3. To make the point that web-scale web-centric activities do not lend themselves to "completeness". In some sense you are never done. So thinking about web algorithms in terms of "finishing" doesn't make sense. You have to change your mindset to "best possible" given resources.
Java program (100%)
1. Write a program to crawl wikipedia
2. Administration
  1. You may work in teams of 1, 2.
  2. If you do not have access to your own resources, run your program on an openlab machine in the ICS unix environment.
    1. This program should be able to access the "/extra/grad_space" as per these instructions
3. Suggested approach .
  1. Use crawler4j as your crawling engine. It is a java library.
  2. Follow the instructions at http://code.google.com/p/crawler4j/ and create your MyCrawler and Controller classes.
  3. Remember to set the maximum heap of java to an acceptable value. For example, if your machine has 2GB RAM. You may want to assign 1GB RAM to your crawlers. You can add -Xmx1024M to your java command line parameters.
  4. Make sure that you dump your partial results in a permanent storage as you crawl. For example, you can write palindromes longer than 20 characters in a file and after finishing the crawl, report 10 longest one. It is always possible that your crawl crashes in the mean time or you pass the deadline. So, it's a good practice to have your partial results in a file. Also make sure to flush the file whenever you write in it.
  5. If you're crawling on a remote linux machine like openlab machines, make sure to use the nohup command. Otherwise your crawling, which may take several days, will be stopped if your connection is disconnected for even a second. Search the web for how to use this command.
4. Inputs
  1. A URL start Page (the seed set)
    1. A regular expression
    2. Pages are only crawled if the url matches this regular expression.
5. Outputs
  1. Find the 10 longest Palindromes in english content pages of wikipedia that are not on a page about palindromes. Present them in a table with the source page from which they came.
  2. Find the 10 Rhopalics with the most number of words in english content pages of wikipedia. Present them in a table with the source page from which they came.
  3. Number of Pages Crawled.
  4. Number of Links found in these pages.
  5. Total Size of the Downloaded Content.
  6. Total Size of the Extracted Text of the Pages.
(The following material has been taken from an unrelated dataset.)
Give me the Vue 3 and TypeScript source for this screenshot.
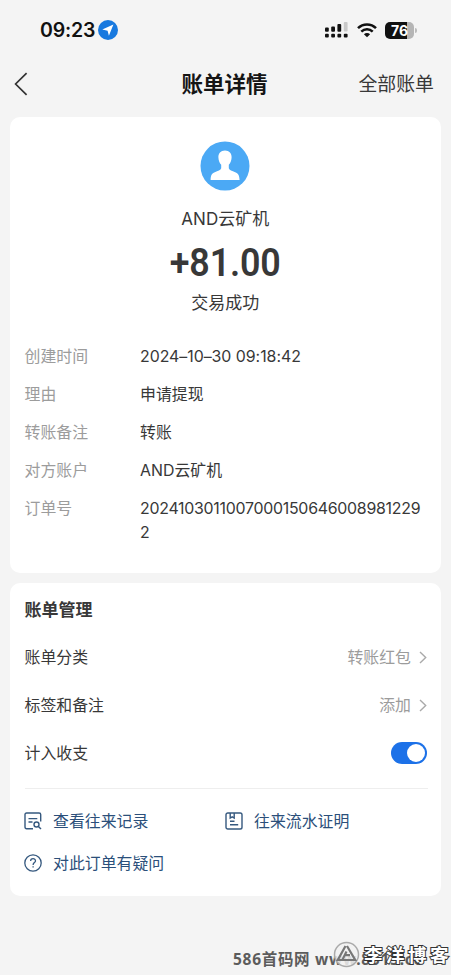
<script setup lang="ts">
interface Detail {
  label: string
  value: string
  numeric?: 'date' | 'order'
}

const details: Detail[] = [
  { label: '创建时间', value: '2024–10–30 09:18:42', numeric: 'date' },
  { label: '理由', value: '申请提现' },
  { label: '转账备注', value: '转账' },
  { label: '对方账户', value: 'AND云矿机' },
  { label: '订单号', value: '20241030110070001506460089812292', numeric: 'order' },
]

const settings = [
  { label: '账单分类', value: '转账红包' },
  { label: '标签和备注', value: '添加' },
]
</script>

<template>
  <div class="screen">
    <header class="status">
      <span class="clock">09:23</span>
      <svg class="location" width="20" height="20" viewBox="0 0 20 20">
        <circle cx="10" cy="10" r="10" fill="#1879df" />
        <path d="M15.4 4.6 10.9 15.7 9.6 10.7 4.3 9.4Z" fill="#fff" />
      </svg>
      <svg class="signal" width="23" height="16" viewBox="0 0 23 16" fill="#111">
        <rect x="0" y="5.5" width="3.8" height="4.3" rx="1" />
        <rect x="6.2" y="4.5" width="3.8" height="5.3" rx="1" />
        <rect x="12.4" y="2" width="3.8" height="7.8" rx="1" />
        <rect x="18.8" y="0" width="3.8" height="9.5" rx="1" fill="#c9c9c9" />
        <rect x="0" y="11.7" width="3.8" height="3.9" rx="1" />
        <rect x="6.2" y="11.7" width="3.8" height="3.9" rx="1" />
        <rect x="12.4" y="11.7" width="3.8" height="3.9" rx="1" />
        <rect x="18.8" y="11.7" width="3.8" height="3.9" rx="1" />
      </svg>
      <svg class="wifi" width="20" height="15" viewBox="0 0 20 15" fill="none" stroke="#111" stroke-width="2.5">
        <path d="M1 5.2C6 .2 14 .2 19 5.2" />
        <path d="M4.3 8.6C7.5 5.5 12.5 5.5 15.7 8.6" />
        <path d="M6.9 11.2C8.7 9.6 11.3 9.6 13.1 11.2L10 14.3Z" fill="#111" stroke="none" />
      </svg>
      <div class="battery"><span>76</span></div>
      <i class="battery-tip"></i>
    </header>

    <nav class="nav">
      <svg width="14" height="24" viewBox="0 0 14 24" fill="none" stroke="#333" stroke-width="1.7">
        <path d="M12.6 1.2 1.6 12 12.6 22.8" />
      </svg>
      <h1>账单详情</h1>
      <a>全部账单</a>
    </nav>

    <section class="card bill">
      <svg class="avatar" width="50" height="50" viewBox="0 0 50 50">
        <circle cx="25" cy="25" r="24.5" fill="#4ba9f5" />
        <path
          d="M25 9.5C20.7 9.5 18.2 12.5 18.4 16.6C18.5 20 19.7 22.2 21.2 23.8V27.3C20.8 29 17.8 30 14.8 31.2C11.8 32.4 10.7 34.2 10.6 39H39.6C39.4 34.2 38.2 32.4 35.2 31.2C32.2 30 29.2 29 28.8 27.3V23.8C30.3 22.2 31.5 20 31.6 16.6C31.8 12.5 29.3 9.5 25 9.5Z"
          fill="#fff"
        />
      </svg>
      <p class="payee">AND云矿机</p>
      <p class="amount">+81.00</p>
      <p class="state">交易成功</p>
      <dl class="details">
        <div v-for="item in details" :key="item.label" class="detail">
          <dt>{{ item.label }}</dt>
          <dd :class="item.numeric">{{ item.value }}</dd>
        </div>
      </dl>
    </section>

    <section class="card manage">
      <h2>账单管理</h2>
      <div v-for="item in settings" :key="item.label" class="setting">
        <span>{{ item.label }}</span>
        <span class="choice">{{ item.value }}</span>
        <svg width="8" height="13" viewBox="0 0 8 13" fill="none" stroke="#aaa" stroke-width="1.4">
          <path d="M1 1 6.7 6.5 1 12" />
        </svg>
      </div>
      <div class="setting">
        <span>计入收支</span>
        <span class="toggle"><i></i></span>
      </div>
      <div class="links">
        <a>
          <svg width="18" height="18" viewBox="0 0 18 18" fill="none" stroke="#36597f" stroke-width="1.4">
            <path d="M9 16.7H2.6Q1 16.7 1 15.1V2.6Q1 1 2.6 1H15.1Q16.7 1 16.7 2.6V9.5M4.5 6.6H13.3M4.5 10H8.5" />
            <circle cx="12.5" cy="12.5" r="2.5" />
            <path d="M14.4 14.4 17 17" />
          </svg>
          <span>查看往来记录</span>
        </a>
        <a>
          <svg width="18" height="18" viewBox="0 0 18 18" fill="none" stroke="#36597f" stroke-width="1.4">
            <rect x="1" y="1" width="16" height="16" rx="1.8" />
            <path d="M5.2 1V6L7.2 4.8 9.2 6V1M5 9.2H9.5M5 12.7H13.2" />
          </svg>
          <span>往来流水证明</span>
        </a>
        <a>
          <svg width="18" height="18" viewBox="0 0 18 18" fill="none" stroke="#36597f" stroke-width="1.3">
            <circle cx="9" cy="9" r="8.2" />
            <path d="M6.6 7.1C6.6 3.8 11.5 3.9 11.5 6.9C11.5 8.6 9.1 8.7 9.1 10.9M9.1 12.2V13.6" />
          </svg>
          <span>对此订单有疑问</span>
        </a>
      </div>
    </section>

    <div class="site-mark">586首码网 www.8515.co</div>
    <div class="blog-mark">
      <svg width="27" height="27" viewBox="0 0 27 27" fill="none">
        <circle cx="13.5" cy="13.5" r="12" fill="#f1f1f1" fill-opacity=".85" stroke="#aaa" stroke-width="1.5" />
        <path d="M12.5 5 4.8 19H9.3L13.5 10.5M14 5 22.2 19H10M12 14.2H17" stroke="#777" stroke-width="2.2" />
      </svg>
      <span>李洋博客</span>
    </div>
  </div>
</template>

<style>
body {
  margin: 0;
  background: #f4f4f4;
}
</style>

<style scoped>
.screen {
  position: relative;
  box-sizing: border-box;
  width: 451px;
  height: 975px;
  overflow: hidden;
  background: #f4f4f4;
  color: #383838;
  font-family: Inter, "Noto Sans CJK SC", sans-serif;
  font-size: 15.9px;
  line-height: 24px;
}

p, h1, h2, dl, dd {
  margin: 0;
}

.status {
  display: flex;
  align-items: center;
  box-sizing: border-box;
  height: 60px;
  padding: 0 34px 0 40px;
}

.clock {
  width: 58px;
  color: #111;
  font-size: 19.5px;
  font-weight: 600;
  letter-spacing: -0.2px;
}

.signal {
  margin-left: auto;
}

.wifi {
  margin: 0 8px 0 9px;
}

.battery {
  display: flex;
  justify-content: center;
  width: 29px;
  height: 17px;
  border-radius: 5px;
  background: linear-gradient(90deg, #111 76%, #b5b5b5 76%);
  color: #fff;
  font-size: 14px;
  font-weight: 700;
  line-height: 17px;
}

.battery-tip {
  width: 2px;
  height: 5px;
  margin-left: 1px;
  border-radius: 0 2px 2px 0;
  background: #bbb;
}

.nav {
  display: grid;
  grid-template-columns: 1fr auto 1fr;
  align-items: center;
  height: 48px;
  padding: 0 17px 0 14px;
}

.nav h1 {
  padding-left: 1px;
  color: #151515;
  font-size: 21.5px;
  font-weight: 700;
}

.nav a {
  justify-self: end;
  padding-top: 2px;
  font-size: 18.9px;
}

.card {
  box-sizing: border-box;
  margin: 0 10px;
  border-radius: 10px;
  background: #fff;
}

.bill {
  display: flex;
  flex-direction: column;
  align-items: center;
  height: 456px;
  margin-top: 9px;
  padding: 24px 15px 0 14.5px;
}

.payee {
  margin-top: 16px;
  font-size: 17px;
}

.amount {
  margin-top: 12px;
  font-family: Roboto, sans-serif;
  font-size: 39px;
  font-weight: 600;
  line-height: 40px;
  letter-spacing: -0.2px;
  transform: scaleX(0.92);
}

.state {
  margin-top: 8px;
  font-size: 17px;
}

.details {
  display: grid;
  gap: 14px;
  width: 100%;
  margin-top: 30px;
}

.detail {
  display: grid;
  grid-template-columns: 115.5px 1fr;
}

.detail dt {
  color: #9c9c9c;
}

.detail dd {
  word-break: break-all;
}

.detail .date {
  letter-spacing: -0.03px;
}

.detail .order {
  letter-spacing: -0.26px;
}

.manage {
  display: flex;
  flex-direction: column;
  height: 313px;
  margin-top: 10px;
  padding: 15px 14px 0 14.5px;
}

.manage h2 {
  margin-bottom: 11px;
  font-size: 17px;
  font-weight: 700;
}

.setting {
  display: flex;
  align-items: center;
  height: 48px;
}

.setting > span:not(.toggle),
.links span {
  padding-top: 2px;
}

.setting .choice {
  margin-left: auto;
  margin-right: 8px;
  color: #9c9c9c;
}

.toggle {
  display: flex;
  justify-content: flex-end;
  box-sizing: border-box;
  width: 36px;
  height: 22px;
  margin-left: auto;
  padding: 2px;
  border-radius: 11px;
  background: #1c71e8;
}

.toggle i {
  width: 18px;
  height: 18px;
  border-radius: 50%;
  background: #fff;
}

.links {
  display: grid;
  grid-template-columns: 201px 1fr;
  margin-top: 11px;
  margin-right: -1px;
  padding-top: 11px;
  border-top: 1px solid #eee;
}

.links a {
  display: flex;
  align-items: center;
  gap: 11px;
  height: 42px;
  margin-left: -0.5px;
  color: #2b4f7a;
}

.site-mark {
  position: absolute;
  top: 947px;
  left: 233px;
  color: #5c5c5c;
  font-family: "Noto Sans", "Noto Sans CJK SC", sans-serif;
  font-weight: 700;
  font-size: 15.5px;
  letter-spacing: 0.7px;
  white-space: nowrap;
}

.blog-mark {
  position: absolute;
  top: 941px;
  left: 333px;
  display: flex;
  align-items: center;
  gap: 4px;
}

.blog-mark span {
  color: #fff;
  font-size: 18.5px;
  font-weight: 700;
  letter-spacing: 3.5px;
  white-space: nowrap;
  margin-right: -4px;
  -webkit-text-stroke: 2px #333;
  paint-order: stroke fill;
}
</style>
  7. What was the docid of the Page with this URL in your crawl: http://en.wikipedia.org/wiki/Barack_Obama
Submitting your assignment
1. Turn your report into the dropbox created for this assignment on EEE.
2. Make the file name <StudentID>-<StudentIID>-Assignment02.pdf
3. Please include the full names of all of your group members as appropriate in the document
Evaluation:
1. Produce the palindrome and rhopalic and source URLs from part 3.
  1. A portion of the grade will be assigned according to the length of the sequence compared to the longest known sequence.
2. Adhering to administrative requirements